When he was 2, he had a TV on his dresser; one evening we heard a loud crash and thunk so I ran into his room....my heart beating right up into my throat. He had opened the drawers and was trying to climb up the dresser and he pulled the whole thing down on top of him....You all, the TV was about 6" from his head...yikes!! So, we took him to the ER to make sure that he didn't have any internal damage from the dresser falling on top of him...which he didn't...but would you believe that while we were at the ER he was trying to climb the bookshelf in the waiting room. From that moment on, I always thought...no, I knew he would be the one to get broken bones (which by the way he did when he fell off the monkey bars last year).

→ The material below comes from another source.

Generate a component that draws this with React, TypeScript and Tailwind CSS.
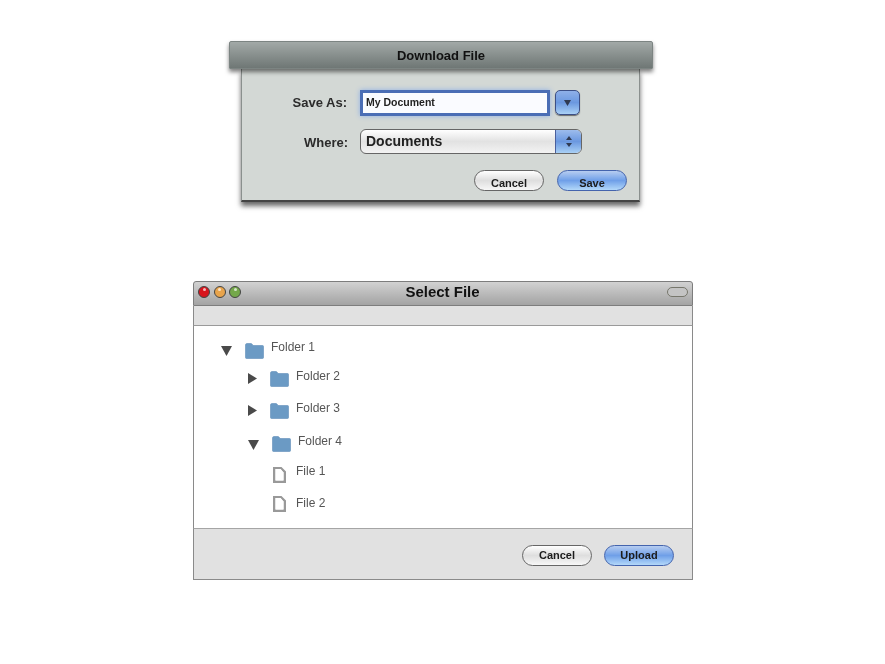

He is a very sweet boy and is the people pleaser of my bunch.... he gets very upset and disappointed if he makes a mistake or feels like he's let me down. He is very obedient and loyal... I really don't think I will have to worry about peer pressure with him. I mean he follows every instruction to the T and will not budge if he doesn't want to do something or knows he's not supposed to. He is very timid, shy and soft-spoken. Actually, most of the time when talking to him, I have to ask him to "speak louder and repeat yourself, please". Funny thing is that even though is he is so shy, he still makes friends anywhere he goes..... Like I said, he is a people-pleaser. Most of the time he does things to make others happy and to help others out. The only "flaw" (and how can I even say "flaw" when it comes to one of MY children??) is that he is very indecisive, which I believe comes from being a people pleaser. He is so concerned with making others satisfied, that he will often times, put them first...which I have been trying to help him get past. When I ask him something like "What do you want from....?" or "What movie do you want to see?" he will respond with "What do you want me to do?? So, I end up having the talk with him about learning to make decisions for HIMSELF too.

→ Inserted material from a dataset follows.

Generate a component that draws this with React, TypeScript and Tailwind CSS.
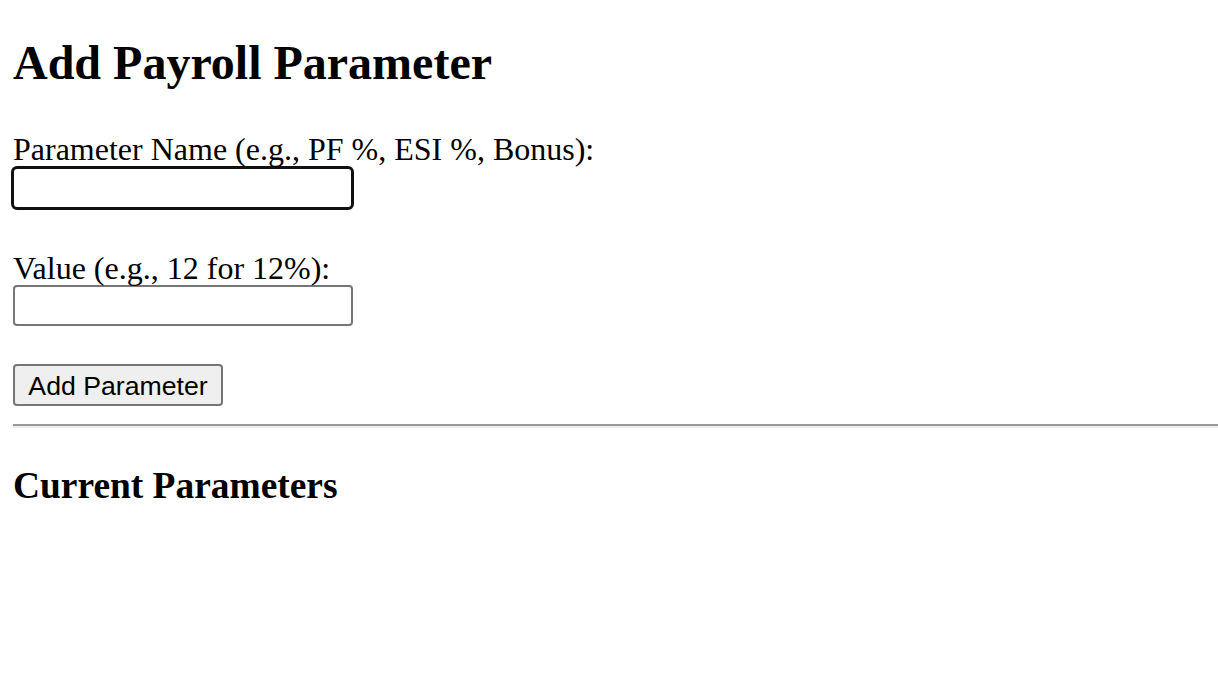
import React from 'react';

const serif = "font-['Liberation_Serif','Times_New_Roman',serif]";

const App = () => {
  return (
    <div className={`h-[680px] overflow-hidden bg-white text-black ${serif}`}>
      <section className="pl-[13px] pt-[35px]">
        <h1 className="text-[48px] leading-[55px] font-bold">Add Payroll Parameter</h1>

        <form onSubmit={(e) => e.preventDefault()}>
          <label htmlFor="param-name" className="mt-[44px] block text-[32px] leading-[30px]">
            Parameter Name (e.g., PF %, ESI %, Bonus):
          </label>
          <input
            id="param-name"
            type="text"
            className="-ml-[2px] mt-[2px] block h-[44px] w-[343px] rounded-[6px] border-[3px] border-[#101010] bg-white outline-none"
          />

          <label htmlFor="param-value" className="mt-[43px] block text-[32px] leading-[30px]">
            Value (e.g., 12 for 12%):
          </label>
          <input
            id="param-value"
            type="text"
            className="mt-[2px] block h-[41px] w-[340px] rounded-[4px] border-2 border-[#767676] bg-white outline-none"
          />

          <button
            type="submit"
            className="mt-[38px] block h-[42px] w-[210px] rounded-[4px] border-2 border-[#767676] bg-[#efefef] pt-[1px] font-['Liberation_Sans',Arial,sans-serif] text-[26.67px] leading-[30px] text-black"
          >
            Add Parameter
          </button>
        </form>

        <div className="mt-[18px] h-[4px] border-t-2 border-b-2 border-t-[#9a9a9a] border-b-[#eeeeee]" />

        <h3 className="mt-[36px] text-[37.44px] leading-[43px] font-bold">Current Parameters</h3>
      </section>
    </div>
  );
};

export default App;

He is very, very smart.... is in all gifted classes and reads/learns at a much higher grade level. He scores off the charts (in a good way) on his FCAT tests and sometimes gets bored with what they're teaching him in school. Oh, but my sweet, smart, obedient Ethan is NOT very organized...his backpack, his desk at school, his bedroom...everything is pretty cluttered. And his dis-organization causes him to lose and forget things, which doesn't go over well with the teachers when his homework doesn't get turned in.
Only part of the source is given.